Like most brownfield sites, the Greenwich peninsula posed many challenges for the geotechnical engineers. Dave Parker reports.
By January 1997 it had become obvious that ground conditions on the Greenwich site were rather less promising than had originally been assumed. Nuttall's decontamination work (see page VI) had left up to 4m of contaminated made ground under a topping of good clean fill. Over much of the area where the Dome would stand this made ground was mostly 'foul lime', a soft compressible byproduct of town gas production, with the water table 3m below the surface. Below this were the soft alluviums which had formed the original marshland, up to 5m thick in places.
These at least formed a barrier to leachates percolating down to the layer of terrace gravels that were to be found 12m to 16m below the surface. Below all this was a band of London Clay up to 20m thick.
Buro Happold geotechnical manager Peter Scott says the foul lime effectively ruled out the obvious foundation option for structures within the Dome. 'We originally favoured pad foundations for what are essentially temporary structures.
'But the foul lime is so fine it would have been very hard to stabilise. Foundation settlements of up to 200mm were predicted, so piling was the obvious answer for most situations.'
Unfortunately, piling down to the terrace gravels or the London Clay had several drawbacks, not least the risk of bringing contaminated material to the surface. More serious was the presence of massive buried foundations scattered across the site. The real challenge, however was the southbound bore of the Blackwall Tunnel, which runs 13m below the south western side of the Dome's projected footprint.
'Three of the masts had to be founded very close to the line of the tunnel,' Scott reports. 'The Highways Agency was very supportive, but it originally set a 10m exclusion zone around the tunnel to protect it against vibration.'
Buro Happold's solution to the tunnel problem was relatively straightforward. Massive 25m long concrete beams would span across the line of the tunnel, supported by 750mm diameter piles founded deep in the London Clay below the tunnel invert. Continuous flight auger piling was chosen, despite the problem of disposing of the contaminated material that would inevitably be brought to the surface, simply because the low levels of vibration meant the piles could be located within 3m of the tunnel.

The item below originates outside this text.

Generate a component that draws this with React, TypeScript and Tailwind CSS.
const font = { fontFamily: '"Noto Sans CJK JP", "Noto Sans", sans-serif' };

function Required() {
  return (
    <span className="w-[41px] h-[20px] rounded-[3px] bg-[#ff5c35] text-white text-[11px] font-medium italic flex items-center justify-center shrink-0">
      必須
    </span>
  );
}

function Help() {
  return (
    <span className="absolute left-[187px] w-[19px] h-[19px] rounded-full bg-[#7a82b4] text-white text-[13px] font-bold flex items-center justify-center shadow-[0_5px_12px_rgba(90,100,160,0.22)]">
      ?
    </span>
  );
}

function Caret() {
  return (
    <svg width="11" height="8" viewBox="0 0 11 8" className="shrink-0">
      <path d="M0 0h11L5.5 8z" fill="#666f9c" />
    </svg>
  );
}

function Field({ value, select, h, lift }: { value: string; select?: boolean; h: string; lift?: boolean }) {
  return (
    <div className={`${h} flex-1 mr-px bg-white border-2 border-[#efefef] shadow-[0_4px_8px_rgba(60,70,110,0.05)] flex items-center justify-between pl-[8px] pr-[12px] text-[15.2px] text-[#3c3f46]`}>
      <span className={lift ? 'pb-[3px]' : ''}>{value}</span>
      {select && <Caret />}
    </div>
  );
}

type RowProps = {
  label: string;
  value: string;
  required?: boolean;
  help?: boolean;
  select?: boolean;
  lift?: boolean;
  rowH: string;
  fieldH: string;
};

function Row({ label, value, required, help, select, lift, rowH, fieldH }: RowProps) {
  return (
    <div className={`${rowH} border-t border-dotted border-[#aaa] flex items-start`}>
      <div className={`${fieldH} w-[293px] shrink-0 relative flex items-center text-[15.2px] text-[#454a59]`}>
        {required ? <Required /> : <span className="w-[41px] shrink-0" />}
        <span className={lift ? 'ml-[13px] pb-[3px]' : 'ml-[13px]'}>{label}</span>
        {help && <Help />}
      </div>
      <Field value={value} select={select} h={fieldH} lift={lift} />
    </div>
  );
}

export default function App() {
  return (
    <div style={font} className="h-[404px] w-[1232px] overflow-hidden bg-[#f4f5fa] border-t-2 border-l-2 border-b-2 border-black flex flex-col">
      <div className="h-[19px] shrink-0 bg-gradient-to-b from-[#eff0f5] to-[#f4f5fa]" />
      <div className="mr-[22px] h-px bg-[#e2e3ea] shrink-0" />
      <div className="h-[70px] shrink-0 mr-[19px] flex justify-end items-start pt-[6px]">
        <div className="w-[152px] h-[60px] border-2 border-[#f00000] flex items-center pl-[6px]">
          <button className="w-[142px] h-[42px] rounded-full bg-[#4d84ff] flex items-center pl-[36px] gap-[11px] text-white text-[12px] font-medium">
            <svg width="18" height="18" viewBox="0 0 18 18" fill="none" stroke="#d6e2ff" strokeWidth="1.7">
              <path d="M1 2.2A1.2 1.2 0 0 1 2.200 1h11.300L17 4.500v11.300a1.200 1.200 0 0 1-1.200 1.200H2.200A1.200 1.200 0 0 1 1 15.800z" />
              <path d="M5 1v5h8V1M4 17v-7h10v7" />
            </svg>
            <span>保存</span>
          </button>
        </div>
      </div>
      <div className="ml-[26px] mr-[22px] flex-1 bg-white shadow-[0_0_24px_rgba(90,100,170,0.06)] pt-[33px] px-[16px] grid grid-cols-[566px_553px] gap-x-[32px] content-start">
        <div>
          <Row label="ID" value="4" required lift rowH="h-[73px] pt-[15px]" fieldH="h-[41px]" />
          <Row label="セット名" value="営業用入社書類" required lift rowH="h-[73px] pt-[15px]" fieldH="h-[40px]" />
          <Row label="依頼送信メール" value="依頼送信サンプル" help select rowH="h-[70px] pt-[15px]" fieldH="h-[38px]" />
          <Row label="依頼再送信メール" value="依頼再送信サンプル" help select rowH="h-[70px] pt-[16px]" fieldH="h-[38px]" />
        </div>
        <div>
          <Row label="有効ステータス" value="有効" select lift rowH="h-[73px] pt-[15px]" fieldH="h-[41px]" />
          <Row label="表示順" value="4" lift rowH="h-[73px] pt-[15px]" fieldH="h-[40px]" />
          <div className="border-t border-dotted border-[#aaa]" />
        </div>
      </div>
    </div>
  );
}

The ring of 36 temporary anchorages for the mast erection also used CFA piles, and the Highways Agency allowed these to be situated as close as 5m to the tunnel.
Elsewhere the design team favoured cast insitu concrete piles founded in the terrace gravels, as this involved no removal of contaminated material.

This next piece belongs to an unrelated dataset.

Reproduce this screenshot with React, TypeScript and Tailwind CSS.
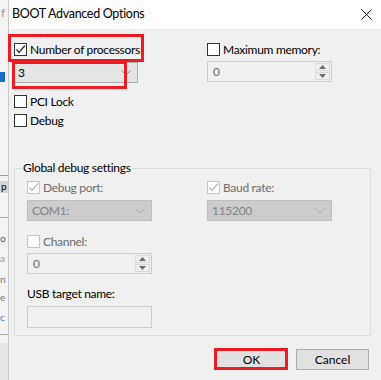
import React from "react";

const font = { fontFamily: 'Lato, "Noto Sans", sans-serif' };

function Check({ color }: { color: string }) {
  return (
    <svg width="11" height="11" viewBox="0 0 11 11" className="block">
      <polyline points="1.5,5.5 4,8.5 10,1.5" fill="none" stroke={color} strokeWidth="1.3" />
    </svg>
  );
}

function CheckBox({ label, checked, disabled }: { label: string; checked?: boolean; disabled?: boolean }) {
  return (
    <div className="flex items-center h-[13px]">
      <div
        className={
          "w-[13px] h-[13px] flex items-center justify-center shrink-0 bg-white border " +
          (disabled ? "border-[#c4c4c4]" : "border-[#333333]")
        }
      >
        {checked ? <Check color={disabled ? "#bcbcbc" : "#333333"} /> : null}
      </div>
      <span className={"ml-[3px] text-[12px] tracking-[-0.3px] leading-none whitespace-nowrap " + (disabled ? "text-[#6d6d6d]" : "text-black")}>
        {label}
      </span>
    </div>
  );
}

function Chevron({ color }: { color: string }) {
  return (
    <svg width="10" height="6" viewBox="0 0 10 6" className="block">
      <polyline points="0.5,0.5 5,5 9.5,0.5" fill="none" stroke={color} strokeWidth="1" />
    </svg>
  );
}

function Combo({ value, disabled, w }: { value: string; disabled?: boolean; w: string }) {
  return (
    <div
      className={
        "h-[21px] flex items-center justify-between pl-[4px] pr-[6px] border " +
        w +
        " " +
        (disabled ? "bg-[#cccccc] border-[#bfbfbf] text-[#838383]" : "bg-[#e5e5e5] border-[#adadad] text-black")
      }
    >
      <span className="text-[12px] tracking-[-0.3px] leading-none">{value}</span>
      <Chevron color={disabled ? "#a8a8a8" : "#8a8a8a"} />
    </div>
  );
}

function Spin({ value, w }: { value: string; w: string }) {
  return (
    <div className={"h-[21px] flex items-stretch border border-[#cccccc] bg-[#f0f0f0] " + w}>
      <div className="flex-1 flex items-center pl-[5px] text-[12px] leading-none text-[#6d6d6d]">{value}</div>
      <div className="w-[17px] flex flex-col gap-[1px] p-[1px]">
        <div className="flex-1 border border-[#dadada] flex items-center justify-center">
          <svg width="7" height="4" viewBox="0 0 7 4"><polygon points="0,4 3.5,0 7,4" fill="#6d6d6d" /></svg>
        </div>
        <div className="flex-1 border border-[#dadada] flex items-center justify-center">
          <svg width="7" height="4" viewBox="0 0 7 4"><polygon points="0,0 3.5,4 7,0" fill="#6d6d6d" /></svg>
        </div>
      </div>
    </div>
  );
}

function Strip() {
  return (
    <div className="relative w-[9px] shrink-0 h-full bg-[#f3f3f3] overflow-hidden border-r border-[#c8c8c8]">
      <span className="absolute left-[1px] top-[7px] text-[12px] text-[#9a9a9a] leading-none">f</span>
      <div className="absolute left-0 top-[72px] w-[5px] h-[10px] bg-[#1a6fc4]" />
      <div className="absolute left-0 top-[175px] w-[8px] h-[1px] bg-[#9a9a9a]" />
      <div className="absolute left-0 top-[181px] w-[8px] h-[12px] bg-[#d6d6d6]" />
      <span className="absolute left-[1px] top-[181px] text-[10px] text-black leading-none">p</span>
      <div className="absolute left-0 top-[217px] w-[8px] h-[1px] bg-[#b0b0b0]" />
      <span className="absolute left-0 top-[233px] text-[10px] text-[#1a5fb4] leading-none">o</span>
      <span className="absolute left-0 top-[253px] text-[10px] text-[#9a9a9a] leading-none">a</span>
      <span className="absolute left-0 top-[274px] text-[10px] text-[#777777] leading-none">n</span>
      <span className="absolute left-0 top-[292px] text-[10px] text-[#777777] leading-none">e</span>
      <span className="absolute left-0 top-[312px] text-[10px] text-[#3a7bd5] leading-none">c</span>
      <div className="absolute left-0 top-[334px] w-[8px] h-[1px] bg-[#b0b0b0]" />
      <div className="absolute left-0 top-[343px] w-[8px] h-[40px] bg-[#e6e6e6]" />
    </div>
  );
}

export default function App() {
  return (
    <div className="relative flex w-[381px] h-[380px] overflow-hidden bg-[#f0f0f0]" style={font}>
      <Strip />
      <div className="flex-1 flex flex-col">
        <div className="h-[29px] bg-white flex items-center justify-between pl-[3px] pr-[9px]">
          <span className="text-[12.5px] tracking-[-0.3px] text-black leading-none">BOOT Advanced Options</span>
          <svg width="11" height="11" viewBox="0 0 11 11" className="block">
            <line x1="0.5" y1="0.5" x2="10.5" y2="10.5" stroke="#111" strokeWidth="1" />
            <line x1="10.5" y1="0.5" x2="0.5" y2="10.5" stroke="#111" strokeWidth="1" />
          </svg>
        </div>
        <div className="flex-1 flex flex-col">
          <div className="flex pt-[14px] pl-[4px]">
            <div className="w-[194px] flex flex-col">
              <div className="pl-[1px]">
                <CheckBox label="Number of processors:" checked />
              </div>
              <div className="mt-[6px]">
                <Combo value="3" w="w-[125px]" />
              </div>
              <div className="mt-[12px] pl-[1px]">
                <CheckBox label="PCI Lock" />
              </div>
              <div className="mt-[6px] pl-[1px]">
                <CheckBox label="Debug" />
              </div>
            </div>
            <div className="flex flex-col">
              <CheckBox label="Maximum memory:" />
              <div className="mt-[5px]">
                <Spin value="0" w="w-[125px]" />
              </div>
            </div>
          </div>
          <div className="relative mt-[41px] ml-[5px] mr-[10px] h-[168px] border border-[#dcdcdc] px-[12px] pt-[12px]">
            <span className="absolute left-[7px] top-[-9px] px-[1px] bg-[#f0f0f0] text-[12px] tracking-[-0.3px] leading-[16px] text-black">
              Global debug settings
            </span>
            <div className="flex">
              <div className="w-[180px] flex flex-col">
                <CheckBox label="Debug port:" checked disabled />
                <div className="mt-[6px]">
                  <Combo value="COM1:" disabled w="w-[125px]" />
                </div>
                <div className="mt-[14px]">
                  <CheckBox label="Channel:" disabled />
                </div>
                <div className="mt-[5px]">
                  <Spin value="0" w="w-[125px]" />
                </div>
                <div className="mt-[14px] text-[12px] tracking-[-0.3px] leading-none text-black">USB target name:</div>
                <div className="mt-[6px] w-[125px] h-[22px] border border-[#cccccc] bg-[#f0f0f0]" />
              </div>
              <div className="flex flex-col">
                <CheckBox label="Baud rate:" checked disabled />
                <div className="mt-[6px]">
                  <Combo value="115200" disabled w="w-[125px]" />
                </div>
              </div>
            </div>
          </div>
          <div className="flex justify-end gap-[8px] pr-[12px] mt-[13px]">
            <button className="w-[73px] h-[21px] bg-[#e1e1e1] border border-[#adadad] text-[12px] leading-none text-black">
              OK
            </button>
            <button className="w-[73px] h-[21px] bg-[#e1e1e1] border border-[#adadad] text-[12px] leading-none text-black">
              Cancel
            </button>
          </div>
        </div>
      </div>
      <div className="absolute left-[8px] top-[34px] w-[136px] h-[28px] border-[3px] border-[#ed1c24]" />
      <div className="absolute left-[12px] top-[61px] w-[115px] h-[28px] border-[3px] border-[#ed1c24]" />
      <div className="absolute left-[214px] top-[348px] w-[74px] h-[22px] border-[3px] border-[#ed1c24]" />
    </div>
  );
}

'We did consider re-using some of the existing foundations,' says Scott. 'The problem was that we had absolutely no idea what was going inside the Dome. All we could be certain of was the position of the masts and anchorages and the location of the core buildings.'
Whatever the solution, it had to offer the same degree of flexibility to the Zone designers as the Dome itself. In the end it was decided to install a grid of 350mm diameter 12m long piles at 3m centres right across the Dome site. Most of the existing foundations had to be broken out or punched through.
Similar 480mm diameter raking piles supported the nine masts away from the line of the Blackwall Tunnel. Horizontal forces from the anchor blocks for the main roof cables are taken by a simple 320m diameter concrete ring beam (see page X). Uplift forces are resisted by a variety of ground anchors, type depending on location.
When Keller Ground Engineering arrived on site in late June 1997 it was anticipated that 5,000 piles would be needed. By the time Keller finished its 13 week contract, dead on time, it had driven nearly 8,000, a measure of how fast the overall project design was evolving.
Construction of the massive pilecaps, anchor blocks and ring beam was down to John Doyle Construction. The ring beam alone, 8m wide by 600mm deep, consumed 5,000m3 of concrete, made, like all 12,000m3 in the ground, with sulphate-resisting Portland cement.
Most of John Doyle's work was well above the contaminated ground lurking beneath the capping layer. O'Rourke Civil Engineering was not so fortunate.
'We were responsible for all the concrete inside the outer ring beam,' says O'Rourke project manager Neil Henderson. 'The ground floor slabs and the concrete frames of the core buildings were no real problem - in fact much of it was made easier because of the weather protection from the Dome roof.
'But the 16,000m of trenches and tunnels and the 6m deep central shaft were a very different matter. They were into the contaminated ground.'
O'Rourke had to carry out a detailed sampling and testing programme before appropriate licensed tips could be found to receive the excavated material. Site staff wore protective clothing and underwent medical monitoring. With the water table 3m from the surface, excavations like the central shaft and the 5m deep chambers under the 12 distinctive service drums had to be carried out inside sheet pile cofferdams. 'And the contaminated groundwater had to be tankered off site,' Henderson points out.
Despite all these obstacles, and the inevitable last minute design changes, progress kept to target, and no Zones were delayed because of serious underestimates of their foundation needs.